Given information

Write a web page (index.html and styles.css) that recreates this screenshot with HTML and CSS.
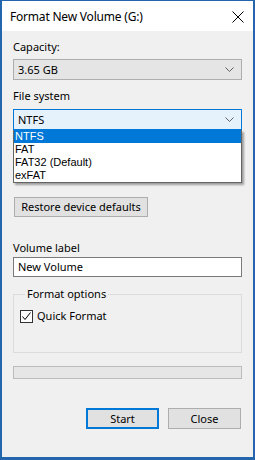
FILE: index.html
```html
<!DOCTYPE html>
<html>
<head>
<meta charset="utf-8">
<link rel="stylesheet" href="styles.css">
</head>
<body>
<div class="window">
  <div class="titlebar">
    <span class="title">Format New Volume (G:)</span>
    <svg class="close" width="12" height="12" viewBox="0 0 12 12"><path d="M0.5 0.5 L11.5 11.5 M11.5 0.5 L0.5 11.5" stroke="#000" stroke-width="1" fill="none"/></svg>
  </div>
  <div class="content">
    <div class="label first">Capacity:</div>
    <div class="combo">
      <span>3.65 GB</span>
      <svg class="chev" width="9" height="5" viewBox="0 0 9 5"><path d="M0.5 0.5 L4.5 4.5 L8.5 0.5" stroke="#606060" fill="none"/></svg>
    </div>
    <div class="label">File system</div>
    <div class="combo-wrap">
      <div class="combo active">
        <span>NTFS</span>
        <svg class="chev" width="9" height="5" viewBox="0 0 9 5"><path d="M0.5 0.5 L4.5 4.5 L8.5 0.5" stroke="#606060" fill="none"/></svg>
      </div>
      <ul class="dropdown">
        <li class="sel">NTFS</li>
        <li>FAT</li>
        <li>FAT32 (Default)</li>
        <li>exFAT</li>
      </ul>
    </div>
    <div class="spacer"></div>
    <button class="btn restore">Restore device defaults</button>
    <div class="label vol">Volume label</div>
    <div class="textbox">New Volume</div>
    <fieldset class="group">
      <legend>Format options</legend>
      <div class="check-row">
        <span class="checkbox"><svg width="11" height="11" viewBox="0 0 11 11"><path d="M1.5 5.5 L4 8.5 L9.5 1.5" stroke="#000" stroke-width="1" fill="none"/></svg></span>
        <span>Quick Format</span>
      </div>
    </fieldset>
    <div class="progress"></div>
    <div class="buttons">
      <button class="btn action default">Start</button>
      <button class="btn action">Close</button>
    </div>
  </div>
</div>
</body>
</html>
```

FILE: styles.css
```css
* { box-sizing: border-box; }
html, body { margin: 0; padding: 0; }
body {
  width: 255px;
  height: 460px;
  font-family: "Noto Sans", "Open Sans", sans-serif;
  font-size: 11px;
  color: #000;
  background: #fff;
}
.window {
  width: 255px;
  height: 460px;
  border-style: solid;
  border-color: #2466ae;
  border-width: 1px 2px 3px 2px;
  background: #f0f0f0;
  display: flex;
  flex-direction: column;
}
.titlebar {
  height: 30px;
  background: #fff;
  display: flex;
  align-items: center;
  justify-content: space-between;
  padding: 0 9px 0 8px;
  flex-shrink: 0;
}
.title {
  font-size: 12px;
  line-height: 16px;
  margin-top: 1px;
  letter-spacing: -0.2px;
}
.close { display: block; margin-top: 2px; }
.content {
  padding: 0 11px;
  display: flex;
  flex-direction: column;
  flex: 1;
}
.label {
  line-height: 14px;
  height: 14px;
  margin-top: 9px;
  margin-bottom: 6px;
}
.label.first { margin-top: 9px; margin-bottom: 5px; }
.combo {
  height: 21px;
  border: 1px solid #adadad;
  background: #e5e5e5;
  display: flex;
  align-items: center;
  justify-content: space-between;
  padding: 0 7px 0 4px;
  line-height: 14px;
}
.combo.active {
  border-color: #0078d7;
  background: #e5f1fb;
}
.combo-wrap { position: relative; }
.dropdown {
  position: absolute;
  left: 0;
  right: 0;
  top: 21px;
  margin: 0;
  padding: 0;
  list-style: none;
  background: #fff;
  border: 1px solid #646464;
  border-top: none;
  box-shadow: 2px 2px 2px rgba(0,0,0,0.35);
  z-index: 2;
  font-family: "Liberation Sans", Arial, sans-serif;
  font-size: 11px;
}
.dropdown li {
  height: 13px;
  line-height: 13px;
  padding-left: 1px;
}
.dropdown li.sel {
  background: #0078d7;
  color: #fff;
}
.spacer { height: 67px; flex-shrink: 0; }
.btn {
  font-family: inherit;
  font-size: 11px;
  color: #000;
  background: #e1e1e1;
  border: 1px solid #adadad;
  padding: 0;
  margin: 0;
}
.restore {
  align-self: flex-start;
  width: 134px;
  height: 20px;
  margin-left: 1px;
  line-height: 14px;
}
.label.vol { margin-top: 24px; margin-bottom: 2px; }
.textbox {
  height: 20px;
  background: #fff;
  border: 1px solid #7a7a7a;
  padding: 0 4px;
  line-height: 18px;
}
.group {
  margin: 10px 0 0 0;
  padding: 8px 7px 0 6px;
  height: 66px;
  border: 1px solid #dcdcdc;
  min-width: 0;
}
.group legend {
  padding: 0 2px;
  margin-left: 5px;
  line-height: 14px;
}
.check-row {
  display: flex;
  align-items: center;
  gap: 4px;
  line-height: 14px;
}
.checkbox {
  width: 13px;
  height: 13px;
  border: 1px solid #333;
  background: #fff;
  display: flex;
  align-items: center;
  justify-content: center;
}
.checkbox svg { display: block; }
.progress {
  margin-top: 13px;
  height: 13px;
  background: #e6e6e6;
  border: 1px solid #bcbcbc;
}
.buttons {
  margin-top: 29px;
  display: flex;
  justify-content: flex-end;
  gap: 9px;
  padding-right: 1px;
}
.action {
  width: 73px;
  height: 21px;
}
.action.default {
  border: 2px solid #0078d7;
}
```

Aim of the exercise
Repeat the data exactly, without the pictures.

Answer to this problem
Write a web page (index.html and styles.css) that recreates this screenshot with HTML and CSS.
FILE: index.html
```html
<!DOCTYPE html>
<html>
<head>
<meta charset="utf-8">
<link rel="stylesheet" href="styles.css">
</head>
<body>
<div class="window">
  <div class="titlebar">
    <span class="title">Format New Volume (G:)</span>
    <svg class="close" width="12" height="12" viewBox="0 0 12 12"><path d="M0.5 0.5 L11.5 11.5 M11.5 0.5 L0.5 11.5" stroke="#000" stroke-width="1" fill="none"/></svg>
  </div>
  <div class="content">
    <div class="label first">Capacity:</div>
    <div class="combo">
      <span>3.65 GB</span>
      <svg class="chev" width="9" height="5" viewBox="0 0 9 5"><path d="M0.5 0.5 L4.5 4.5 L8.5 0.5" stroke="#606060" fill="none"/></svg>
    </div>
    <div class="label">File system</div>
    <div class="combo-wrap">
      <div class="combo active">
        <span>NTFS</span>
        <svg class="chev" width="9" height="5" viewBox="0 0 9 5"><path d="M0.5 0.5 L4.5 4.5 L8.5 0.5" stroke="#606060" fill="none"/></svg>
      </div>
      <ul class="dropdown">
        <li class="sel">NTFS</li>
        <li>FAT</li>
        <li>FAT32 (Default)</li>
        <li>exFAT</li>
      </ul>
    </div>
    <div class="spacer"></div>
    <button class="btn restore">Restore device defaults</button>
    <div class="label vol">Volume label</div>
    <div class="textbox">New Volume</div>
    <fieldset class="group">
      <legend>Format options</legend>
      <div class="check-row">
        <span class="checkbox"><svg width="11" height="11" viewBox="0 0 11 11"><path d="M1.5 5.5 L4 8.5 L9.5 1.5" stroke="#000" stroke-width="1" fill="none"/></svg></span>
        <span>Quick Format</span>
      </div>
    </fieldset>
    <div class="progress"></div>
    <div class="buttons">
      <button class="btn action default">Start</button>
      <button class="btn action">Close</button>
    </div>
  </div>
</div>
</body>
</html>
```

FILE: styles.css
```css
* { box-sizing: border-box; }
html, body { margin: 0; padding: 0; }
body {
  width: 255px;
  height: 460px;
  font-family: "Noto Sans", "Open Sans", sans-serif;
  font-size: 11px;
  color: #000;
  background: #fff;
}
.window {
  width: 255px;
  height: 460px;
  border-style: solid;
  border-color: #2466ae;
  border-width: 1px 2px 3px 2px;
  background: #f0f0f0;
  display: flex;
  flex-direction: column;
}
.titlebar {
  height: 30px;
  background: #fff;
  display: flex;
  align-items: center;
  justify-content: space-between;
  padding: 0 9px 0 8px;
  flex-shrink: 0;
}
.title {
  font-size: 12px;
  line-height: 16px;
  margin-top: 1px;
  letter-spacing: -0.2px;
}
.close { display: block; margin-top: 2px; }
.content {
  padding: 0 11px;
  display: flex;
  flex-direction: column;
  flex: 1;
}
.label {
  line-height: 14px;
  height: 14px;
  margin-top: 9px;
  margin-bottom: 6px;
}
.label.first { margin-top: 9px; margin-bottom: 5px; }
.combo {
  height: 21px;
  border: 1px solid #adadad;
  background: #e5e5e5;
  display: flex;
  align-items: center;
  justify-content: space-between;
  padding: 0 7px 0 4px;
  line-height: 14px;
}
.combo.active {
  border-color: #0078d7;
  background: #e5f1fb;
}
.combo-wrap { position: relative; }
.dropdown {
  position: absolute;
  left: 0;
  right: 0;
  top: 21px;
  margin: 0;
  padding: 0;
  list-style: none;
  background: #fff;
  border: 1px solid #646464;
  border-top: none;
  box-shadow: 2px 2px 2px rgba(0,0,0,0.35);
  z-index: 2;
  font-family: "Liberation Sans", Arial, sans-serif;
  font-size: 11px;
}
.dropdown li {
  height: 13px;
  line-height: 13px;
  padding-left: 1px;
}
.dropdown li.sel {
  background: #0078d7;
  color: #fff;
}
.spacer { height: 67px; flex-shrink: 0; }
.btn {
  font-family: inherit;
  font-size: 11px;
  color: #000;
  background: #e1e1e1;
  border: 1px solid #adadad;
  padding: 0;
  margin: 0;
}
.restore {
  align-self: flex-start;
  width: 134px;
  height: 20px;
  margin-left: 1px;
  line-height: 14px;
}
.label.vol { margin-top: 24px; margin-bottom: 2px; }
.textbox {
  height: 20px;
  background: #fff;
  border: 1px solid #7a7a7a;
  padding: 0 4px;
  line-height: 18px;
}
.group {
  margin: 10px 0 0 0;
  padding: 8px 7px 0 6px;
  height: 66px;
  border: 1px solid #dcdcdc;
  min-width: 0;
}
.group legend {
  padding: 0 2px;
  margin-left: 5px;
  line-height: 14px;
}
.check-row {
  display: flex;
  align-items: center;
  gap: 4px;
  line-height: 14px;
}
.checkbox {
  width: 13px;
  height: 13px;
  border: 1px solid #333;
  background: #fff;
  display: flex;
  align-items: center;
  justify-content: center;
}
.checkbox svg { display: block; }
.progress {
  margin-top: 13px;
  height: 13px;
  background: #e6e6e6;
  border: 1px solid #bcbcbc;
}
.buttons {
  margin-top: 29px;
  display: flex;
  justify-content: flex-end;
  gap: 9px;
  padding-right: 1px;
}
.action {
  width: 73px;
  height: 21px;
}
.action.default {
  border: 2px solid #0078d7;
}
```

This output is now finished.